Until 2015, the only way to play poker was through Norsk Tipping. However, the government relaxed its rules surrounding home games. Now, Norwegians can play poker at private residences, provided that they follow these rules:
- All participants must be from the same region (no foreigners).
- The maximum amount each person can play with is 1,000 NOK.
- Only up to 10 people can play at a time.
- Only games at private properties are allowed, as long as they are not part of a larger organization or network.
Beyond home games, Norwegians can also play poker online at the Norsk Tipping website. Poker rooms are virtually non-existent within the country.
Lotteries and Bingo
The Norwegian state lottery is called Lotto and happens every Saturday. Interactive Video Terminals are also considered lotteries, although players have to get a special card to use them.
When it comes to bingo, the regulations fall under the Lottery Act. This means that bingo operators have to be licensed, meaning that they have to be a nonprofit organization with a humanitarian or socially-beneficial cause. All profits from the bingo go to the organization.
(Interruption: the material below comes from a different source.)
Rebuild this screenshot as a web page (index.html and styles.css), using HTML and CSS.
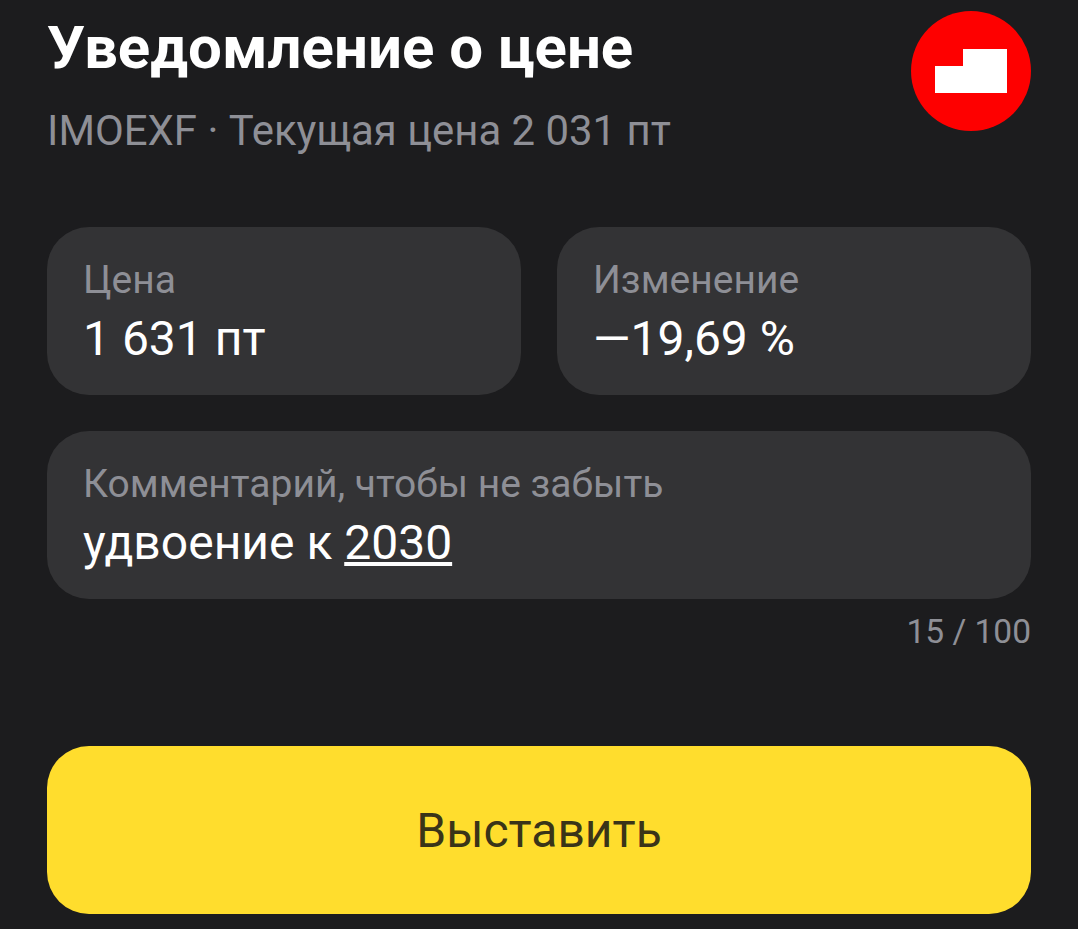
FILE: index.html
```html
<!DOCTYPE html>
<html lang="ru">
<head>
  <meta charset="UTF-8" />
  <title>Уведомление о цене</title>
  <link rel="stylesheet" href="styles.css">
</head>
<body>
  <div class="container">
    <div class="header">
      <div class="header-text">
        <h1>Уведомление о цене</h1>
        <div class="subtitle">IMOEXF · Текущая цена 2 031 пт</div>
      </div>
      <div class="logo">
        <svg width="72" height="44" viewBox="0 0 72 44">
          <path d="M0 17H28V0H72V44H0Z" fill="#fff" />
        </svg>
      </div>
    </div>

    <div class="fields">
      <div class="field">
        <div class="field-label">Цена</div>
        <div class="field-value">1 631 пт</div>
      </div>
      <div class="field">
        <div class="field-label">Изменение</div>
        <div class="field-value">—19,69 %</div>
      </div>
    </div>

    <div class="field field-wide">
      <div class="field-label">Комментарий, чтобы не забыть</div>
      <div class="field-value">удвоение к <u>2030</u></div>
    </div>
    <div class="counter">15 / 100</div>

    <button class="button-main">Выставить</button>
  </div>
</body>
</html>
```

FILE: styles.css
```css
body {
  background-color: #1c1c1e;
  font-family: 'Roboto', sans-serif;
  margin: 0;
  padding: 0;
  overflow: hidden;
  color: #fff;
}

.container {
  height: 929px;
  box-sizing: border-box;
  padding: 11px 47px 0;
  display: flex;
  flex-direction: column;
}

.header {
  display: flex;
  justify-content: space-between;
  align-items: flex-start;
  height: 216px;
}

h1 {
  font-size: 60px;
  line-height: 70px;
  font-weight: 700;
  margin: 2px 0 0;
}

.subtitle {
  font-size: 41.9px;
  line-height: 48px;
  margin-top: 24px;
  color: #8e8f96;
}

.logo {
  width: 120px;
  height: 120px;
  border-radius: 50%;
  background-color: #fe0000;
  display: flex;
  align-items: center;
  justify-content: center;
}

.fields {
  display: flex;
  gap: 36px;
  margin-bottom: 36px;
}

.field {
  flex: 1;
  height: 168px;
  box-sizing: border-box;
  padding: 30px 37px 0;
  background-color: #333335;
  border-radius: 42px;
}

.field-wide {
  flex: none;
}

.field-label {
  font-size: 39px;
  line-height: 46px;
  color: #8e8f96;
  margin-left: -1px;
}

.field-value {
  font-size: 48px;
  line-height: 58px;
  margin-top: 7px;
  margin-left: -1px;
}

.counter {
  text-align: right;
  font-size: 33.5px;
  line-height: 40px;
  margin-top: 13px;
  color: #8e8f96;
}

.button-main {
  margin-top: 94px;
  height: 168px;
  border: none;
  border-radius: 42px;
  background-color: #ffdd2d;
  color: #3a3418;
  font-family: 'Roboto', sans-serif;
  font-size: 48px;
}
```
There are two types of bingo games – Entrepreneur and Business. Entrepreneur bingo is played with licensed entities and a professional prosecutor organizing the contest. Business bingo is open to the public, but the organization has to report its earnings to the Lottery Commission. Business bingo can be played in-person or over the radio.
If you visit the Norsk Tipping website, you can access bingo games, lotteries, digital scratch games, and casino games. KongKasino offers slots, table games like blackjack and roulette, wheel spins, and jackpot games. The site also has “simple games,” which are like gaming apps you could find for a smartphone.
While Tipping handles all of the other types of gaming, Rikstoto oversees horse racing and nothing else. Horse racing in Norway is different than what you see in other countries. While there is one racetrack that offers galloping races, most races use a miniature horse and a chariot instead. This style is called harness racing, and it is quite the sight to see.
Currently, only parimutuel or pool betting is allowed for all horse races in the country. Players can make bets online or in-person at the track.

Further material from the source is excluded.